Public International Law

Smoke and Mirrors: The G8 Tax Proposals Will Change Nothing

The Lough Erne Declaration, like most summit communiqués, is replete with bold statements of intent. G8 leaders have pledged to ‘fight the scourge of tax evasion’, with a focus on transparency and information sharing. However, the reality is that administrative reforms to international taxation will change very little – if anything – without substantive reforms to International Tax Law. And while the Declaration contains a statement of intent to ‘change rules that let companies shift their profits across borders to avoid taxes, and [make] multinationals […] report to tax authorities what tax they pay where’, with over 2,000 Double Taxation Treaties to amend, changing the rules in any substantive way is a herculean task.

How do firms avoid tax?

The key to reducing your tax liability is, rather obviously, to reduce your taxable profits in high-tax jurisdictions, and shift them to law-tax countries.
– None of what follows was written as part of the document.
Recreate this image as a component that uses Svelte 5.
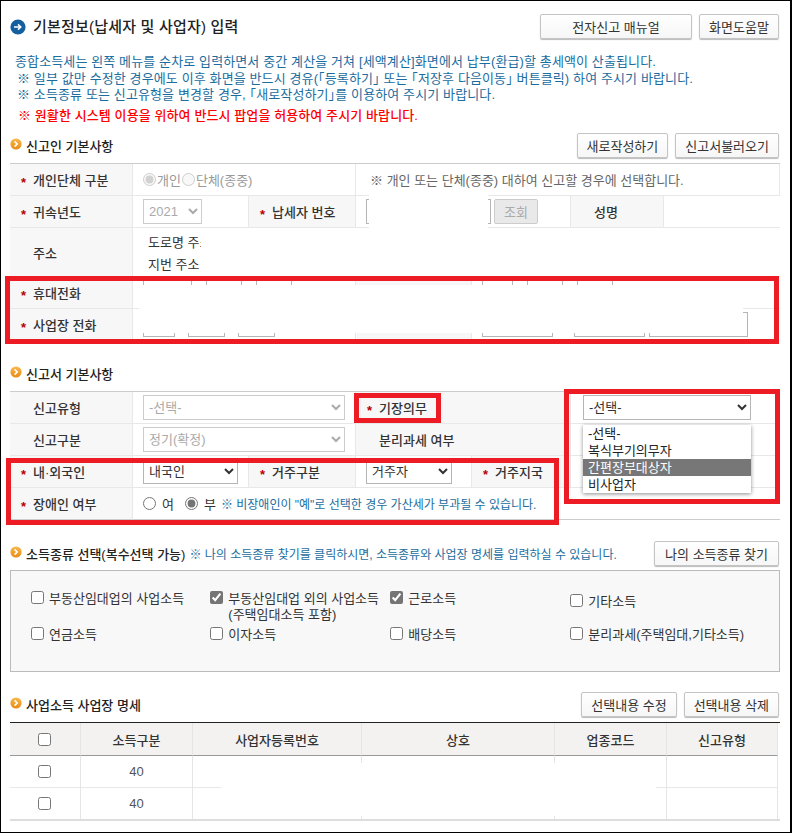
<script lang="ts">
  // overlays in page coordinates: blanked-out personal data and the red annotation frames
  const blanks = [
    { x: 369, y: 189, w: 119, h: 9 },
    { x: 369, y: 198, w: 119, h: 30 },
    { x: 201, y: 228, w: 579, h: 48 },
    { x: 139, y: 285, w: 604, h: 48 },
    { x: 221, y: 763, w: 435, h: 53 }
  ];
  const frames = [
    { x: 5, y: 276, w: 774, h: 68 },
    { x: 354, y: 393, w: 87, h: 30 },
    { x: 564, y: 389, w: 216, h: 115 },
    { x: 6, y: 458, w: 553, h: 67 }
  ];
  const kinds = [
    [
      { label: '부동산임대업의 사업소득', checked: false },
      { label: '부동산임대업 외의 사업소득', sub: '(주택임대소득 포함)', checked: true },
      { label: '근로소득', checked: true },
      { label: '기타소득', checked: false, low: true }
    ],
    [
      { label: '연금소득', checked: false },
      { label: '이자소득', checked: false },
      { label: '배당소득', checked: false },
      { label: '분리과세(주택임대,기타소득)', checked: false }
    ]
  ];
  const options = ['-선택-', '복식부기의무자', '간편장부대상자', '비사업자'];
  const headers = ['소득구분', '사업자등록번호', '상호', '업종코드', '신고유형'];
</script>

{#snippet bullet()}
  <svg class="bullet" width="12" height="12" viewBox="0 0 12 12">
    <defs>
      <linearGradient id="org" x1="0" y1="0" x2="0" y2="1">
        <stop offset="0" stop-color="#fbb84a" />
        <stop offset="1" stop-color="#e98a12" />
      </linearGradient>
    </defs>
    <circle cx="6" cy="6" r="5.6" fill="url(#org)" />
    <path d="M4.6 3.4 7.2 6 4.6 8.6" fill="none" stroke="#fff" stroke-width="1.6" />
  </svg>
{/snippet}

{#snippet star()}<span class="star">*</span>{/snippet}

<div class="page">
  <header class="top">
    <svg width="16" height="16" viewBox="0 0 16 16">
      <circle cx="8" cy="8" r="7.6" fill="#14609f" />
      <path d="M4 8h6.5M8 5.4 10.8 8 8 10.6" fill="none" stroke="#fff" stroke-width="1.5" />
    </svg>
    <h1>기본정보(납세자 및 사업자) 입력</h1>
    <button class="btn manual">전자신고 매뉴얼</button>
    <button class="btn help">화면도움말</button>
  </header>

  <div class="notes">
    <p class="first">종합소득세는 왼쪽 메뉴를 순차로 입력하면서 중간 계산을 거쳐 [세액계산]화면에서 납부(환급)할 총세액이 산출됩니다.</p>
    <p>※ 일부 값만 수정한 경우에도 이후 화면을 반드시 경유(｢등록하기｣ 또는 ｢저장후 다음이동｣ 버튼클릭) 하여 주시기 바랍니다.</p>
    <p>※ 소득종류 또는 신고유형을 변경할 경우, ｢새로작성하기｣를 이용하여 주시기 바랍니다.</p>
    <p class="warn">※ 원활한 시스템 이용을 위하여 반드시 팝업을 허용하여 주시기 바랍니다.</p>
  </div>

  <div class="sec">
    {@render bullet()}
    <h2>신고인 기본사항</h2>
    <span class="grow"></span>
    <button class="btn">새로작성하기</button>
    <button class="btn">신고서불러오기</button>
  </div>

  <table class="form">
    <colgroup><col class="c1" /><col class="c2" /><col class="c3" /><col class="c4" /><col class="c5" /><col class="c6" /><col class="c7" /></colgroup>
    <tbody>
      <tr>
        <th>{@render star()}개인단체 구분</th>
        <td colspan="2" class="off">
          <span class="radios">
            <input type="radio" name="who" checked disabled /><span>개인</span>
            <input type="radio" name="who" disabled /><span>단체(종중)</span>
          </span>
        </td>
        <td colspan="4" class="hint">※ 개인 또는 단체(종중) 대하여 신고할 경우에 선택합니다.</td>
      </tr>
      <tr>
        <th>{@render star()}귀속년도</th>
        <td><select class="year" disabled><option>2021</option></select></td>
        <th>{@render star()}납세자 번호</th>
        <td colspan="2">
          <div class="idrow">
            <input class="field idno" disabled />
            <button class="lookup" disabled>조회</button>
          </div>
        </td>
        <th class="plain">성명</th>
        <td class="last"></td>
      </tr>
      <tr class="addr">
        <th class="plain">주소</th>
        <td colspan="6" class="last">
          <div class="addrline">도로명 주소</div>
          <div class="addrline">지번 주소</div>
        </td>
      </tr>
      <tr>
        <th>{@render star()}휴대전화</th>
        <td colspan="2">
          <div class="phones">
            <input class="field w49" /><input class="field w36 g14" /><input class="field w36 g14" />
          </div>
        </td>
        <th></th>
        <td colspan="3" class="last">
          <div class="phones">
            <input class="field w31" /><input class="field w36 g14" /><input class="field w36 g14" />
          </div>
        </td>
      </tr>
      <tr>
        <th>{@render star()}사업장 전화</th>
        <td colspan="2">
          <div class="phones">
            <input class="field w32" /><input class="field w37 g13" /><input class="field w37 g13" />
          </div>
        </td>
        <th></th>
        <td colspan="3" class="last">
          <div class="phones">
            <input class="field w71" /><input class="field w71 g21" /><input class="field w99 g4" />
          </div>
        </td>
      </tr>
    </tbody>
  </table>

  <div class="sec second">
    {@render bullet()}
    <h2>신고서 기본사항</h2>
  </div>

  <table class="form closed">
    <colgroup><col class="c1" /><col class="c2" /><col class="c3" /><col class="c4" /><col class="c5" /><col class="c6" /><col class="c7" /></colgroup>
    <tbody>
      <tr>
        <th class="plain">신고유형</th>
        <td colspan="2"><select class="wide" disabled><option>-선택-</option></select></td>
        <th colspan="2">{@render star()}기장의무</th>
        <td colspan="2" class="last menu-cell">
          <select class="book"><option>-선택-</option></select>
          <ul class="menu">
            {#each options as opt, i}
              <li class:active={i === 2}>{opt}</li>
            {/each}
          </ul>
        </td>
      </tr>
      <tr>
        <th class="plain">신고구분</th>
        <td colspan="2"><select class="wide" disabled><option>정기(확정)</option></select></td>
        <th colspan="2" class="plain">분리과세 여부</th>
        <td colspan="2" class="last"></td>
      </tr>
      <tr>
        <th>{@render star()}내·외국인</th>
        <td><select class="nation"><option>내국인</option></select></td>
        <th>{@render star()}거주구분</th>
        <td><select class="resident"><option>거주자</option></select></td>
        <th>{@render star()}거주지국</th>
        <td colspan="2" class="last"></td>
      </tr>
      <tr>
        <th>{@render star()}장애인 여부</th>
        <td colspan="6" class="last">
          <div class="disabled-row">
            <input type="radio" name="dis" /><span class="lab">여</span>
            <input type="radio" name="dis" checked /><span class="lab">부</span>
            <span class="small-note">※ 비장애인이 "예"로 선택한 경우 가산세가 부과될 수 있습니다.</span>
          </div>
        </td>
      </tr>
    </tbody>
  </table>

  <div class="sec third">
    {@render bullet()}
    <h2>소득종류 선택(복수선택 가능)</h2>
    <span class="sec-note">※ 나의 소득종류 찾기를 클릭하시면, 소득종류와 사업장 명세를 입력하실 수 있습니다.</span>
    <span class="grow"></span>
    <button class="btn find">나의 소득종류 찾기</button>
  </div>

  <div class="kinds">
    {#each kinds as row}
      <div class="kind-row">
        {#each row as k}
          <label class="kind" class:low={k.low}>
            <input type="checkbox" checked={k.checked} />
            <span>{k.label}{#if k.sub}<br />{k.sub}{/if}</span>
          </label>
        {/each}
      </div>
    {/each}
  </div>

  <div class="sec fourth">
    {@render bullet()}
    <h2>사업소득 사업장 명세</h2>
    <span class="grow"></span>
    <button class="btn">선택내용 수정</button>
    <button class="btn">선택내용 삭제</button>
  </div>

  <div class="list-wrap">
    <table class="list">
      <colgroup><col class="l1" /><col class="l2" /><col class="l3" /><col class="l4" /><col class="l5" /><col class="l6" /></colgroup>
      <thead>
        <tr>
          <th class="check"><input type="checkbox" /></th>
          {#each headers as h}<th>{h}</th>{/each}
        </tr>
      </thead>
      <tbody>
        {#each [0, 1] as _}
          <tr>
            <td class="check"><input type="checkbox" /></td>
            <td>40</td>
            <td></td><td></td><td></td><td></td>
          </tr>
        {/each}
      </tbody>
    </table>
  </div>

  {#each blanks as b}
    <div class="blank" style="left:{b.x}px;top:{b.y}px;width:{b.w}px;height:{b.h}px"></div>
  {/each}
  {#each frames as f}
    <div class="frame" style="left:{f.x}px;top:{f.y}px;width:{f.w}px;height:{f.h}px"></div>
  {/each}
</div>

<style>
  :global(body) { margin: 0; background: #fff; }

  .page {
    position: relative;
    box-sizing: border-box;
    width: 792px;
    height: 833px;
    overflow: hidden;
    border: 1px solid #000;
    border-right-width: 2px;
    padding: 13px 0 0 9px;
    font-family: "Liberation Sans", "Noto Sans CJK KR", sans-serif;
    font-size: 13px;
    color: #333;
    accent-color: #757575;
  }
  .page > * { width: 770px; }
  .page > .blank, .page > .frame { position: absolute; }
  /* page is border-box with a 1px border, overlays are given in page coordinates */
  .blank { background: #fff; margin: -1px 0 0 -1px; }
  .frame { box-sizing: border-box; border: 5px solid #ed1c24; margin: -1px 0 0 -1px; }

  .top { display: flex; align-items: center; height: 25px; }
  .top h1 { margin: 0 0 0 7px; flex: 1; font-size: 15px; letter-spacing: 0.2px; line-height: 25px; font-weight: 500; color: #222; }

  .btn {
    box-sizing: border-box;
    height: 25px;
    margin-left: 7px;
    padding: 0 9px;
    border: 1px solid #c4c4c4;
    border-radius: 2px;
    background: linear-gradient(#fff, #f6f6f6);
    box-shadow: 0 1px 1px #bbb;
    font: inherit;
    color: #333;
    white-space: nowrap;
  }
  .manual { width: 152px; }
  .help { width: 80px; }
  .find { padding: 0 10px; }
  .top .btn:last-child { margin-right: 1px; }
  .sec .btn:last-child { margin-right: 1px; }

  .notes { margin-top: 15px; font-size: 13px; letter-spacing: 0.12px; line-height: 16.5px; color: #1a6d9e; }
  .notes p { margin: 0; padding-left: 7px; white-space: nowrap; }
  .notes .first { padding-left: 5px; }
  .notes .warn { margin-top: 4px; padding-left: 8px; letter-spacing: 0.1px; font-weight: 500; color: #f00; }

  .sec { display: flex; align-items: center; height: 25px; margin-top: 9px; margin-bottom: 5px; }
  .bullet { flex: none; margin-right: 4px; margin-top: -3px; }
  .sec h2 { margin: 0; font-size: 13px; font-weight: 500; color: #222; white-space: nowrap; }
  .grow { flex: 1; }
  .second { margin-top: 20px; }
  .third { margin-top: 21px; margin-bottom: 4px; }
  .fourth { margin-top: 20px; }
  .sec-note { margin-left: 4px; font-size: 12px; color: #1a6d9e; white-space: nowrap; }

  table { border-collapse: separate; border-spacing: 0; table-layout: fixed; }
  .c1 { width: 123px; } .c2 { width: 116px; } .c3 { width: 107px; } .c4 { width: 116px; }
  .c5 { width: 99px; } .c6 { width: 93px; } .c7 { width: 116px; }

  .form { border-top: 1px solid #ccc; }
  .form th, .form td {
    box-sizing: border-box;
    height: 32px;
    padding: 0;
    border-bottom: 1px solid #e8e8e8;
    border-right: 1px solid #e8e8e8;
    font-size: 13px;
  }
  .form th {
    padding-left: 11px;
    background: #f7f7f7;
    text-align: left;
    font-weight: 500;
    color: #333;
    white-space: nowrap;
  }
  .form th.plain { padding-left: 23px; }
  .form td { padding-left: 10px; }
  .form td.last { border-right: 0; }
  .form.closed tr:last-child th, .form.closed tr:last-child td { border-bottom-color: #ccc; }
  .addr th, .addr td { height: 49px; }
  .addr td { padding-top: 4px; }
  .form td.last:empty { padding: 0; }

  .star { display: inline-block; width: 12px; position: relative; top: 2px; color: #b80000; font-weight: 700; }

  select {
    box-sizing: border-box;
    height: 25px;
    display: block;
    padding-left: 1px;
    border: 1px solid #b5b5b5;
    border-radius: 0;
    background-color: #fff;
    font: inherit;
    color: #333;
    opacity: 1;
  }
  select:disabled { color: #aaa; border-color: #ccc; }
  .year { width: 59px; }
  .wide { width: 202px; }
  .book { width: 168px; }
  .nation { width: 95px; }
  .resident { width: 86px; }
  td.menu-cell { position: relative; padding-left: 12px; }

  .menu {
    position: absolute;
    z-index: 2;
    top: 33px;
    left: 12px;
    width: 168px;
    box-sizing: border-box;
    margin: 0;
    padding: 0;
    list-style: none;
    background: #fff;
    box-shadow: 0 1px 4px rgba(0, 0, 0, 0.45);
  }
  .menu li { height: 17px; line-height: 17px; padding-left: 5px; color: #222; }
  .menu li.active { background: #777; color: #fff; }

  .radios, .disabled-row { display: flex; align-items: center; }
  input[type="radio"], input[type="checkbox"] { margin: 0; flex: none; }
  .off { color: #999; }
  .radios span { margin: 0 1px; }
  .hint { padding-top: 5px; padding-left: 14px !important; color: #666; white-space: nowrap; }

  .idrow { display: flex; gap: 3px; }
  .field {
    box-sizing: border-box;
    height: 25px;
    padding: 0;
    border: 1px solid #b5b5b5;
    background: #fff;
    flex: none;
  }
  .idno { width: 125px; }
  .lookup {
    width: 44px;
    height: 25px;
    padding: 0;
    border: 1px solid #ccc;
    border-radius: 2px;
    background: #e9e9e9;
    font: inherit;
    color: #aaa;
  }
  .addrline { height: 22px; line-height: 22px; padding-left: 5px; color: #333; }

  .phones { display: flex; }
  .w31 { width: 31px; } .w32 { width: 32px; } .w36 { width: 36px; } .w37 { width: 37px; }
  .w49 { width: 49px; } .w71 { width: 71px; } .w99 { width: 99px; }
  .g4 { margin-left: 4px; } .g13 { margin-left: 13px; } .g14 { margin-left: 14px; } .g21 { margin-left: 21px; }

  .disabled-row .lab { margin: 0 11px 0 6px; color: #333; }
  .small-note { margin-left: -6px; font-size: 12px; color: #1a6d9e; white-space: nowrap; }

  .kinds {
    box-sizing: border-box;
    height: 102px;
    padding: 20px 0 0 20px;
    border: 1px solid #bbb;
    background: #f8f8f8;
  }
  .kind-row { display: flex; height: 36px; }
  .kind { display: flex; align-items: flex-start; gap: 5px; width: 180px; line-height: 16px; white-space: nowrap; color: #333; }
  .kind:first-child { width: 179.3px; }
  .kind.low { padding-top: 3px; }
  .kind input { margin-top: 0; }

  .list-wrap { border-top: 1px solid #222; border-bottom: 2px solid #ddd; }
  .list { width: 768px; }
  .l1 { width: 71px; } .l2 { width: 112px; } .l3 { width: 169px; } .l4 { width: 193px; }
  .l5 { width: 112px; } .l6 { width: 111px; }
  .list th, .list td {
    box-sizing: border-box;
    padding: 0;
    text-align: center;
    border-right: 1px solid #e5e5e5;
    font-size: 13px;
  }
  .list th { height: 33px; background: #f3f2f1; border-bottom: 1px solid #999; font-weight: 500; color: #333; }
  .list td { height: 32px; border-bottom: 1px solid #e8e8e8; color: #555; font-size: 13px; }
  .list tr:last-child td { height: 31px; border-bottom: 0; }
  .list .check { padding-right: 1px; }
  .list input { display: block; margin: 0 auto; }
</style>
While international tax rules, in theory, provide for taxation of business profits at source where a business has a ‘permanent establishment’ in that jurisdiction, it is possible to substantially reduce that liability through the use of – in particular – royalty payments and loan finance.

The Dutch Sandwich

Companies A and C are incorporated in Ireland. A is headquartered (and therefore taxable) in Ireland, C in somewhere like Bermuda. Company B is incorporated and resident in the Netherlands. All of these companies are ultimately part of Group X, probably incorporated and resident in the US. Tech firms domiciled in Ireland earn profits primarily from IP. The IP is owned (or substantially controlled) by Company C, but the operating arm is Company A. Company A earns a profit, but wants to shift that profit to a tax haven. Company A pays royalties to Company B (as there is no withholding tax in Ireland for royalty payments to EU countries). Company B then makes royalty payments to the ultimate owner – Company C – as there is no withholding tax between the Netherlands and Bermuda. Non IP-related profits can also be reduced through the use of loan finance funneled in the same way. For the purposes of Irish tax law, Company C is tax resident in Bermuda. For the purposes of US tax law, Company C is tax resident in Ireland.

The Double Irish

As above, except that, as Ireland has recently changed its rules relating to withholding tax on royalty payments, the Dutch company is no longer necessary. Payments can be made directly from Company A to Company C. The Double Irish, however, is only of use where profits from intellectual property are concerned. Where loan finance is used as a means of reducing profits a Dutch company is still necessary to channel profits out of the EU.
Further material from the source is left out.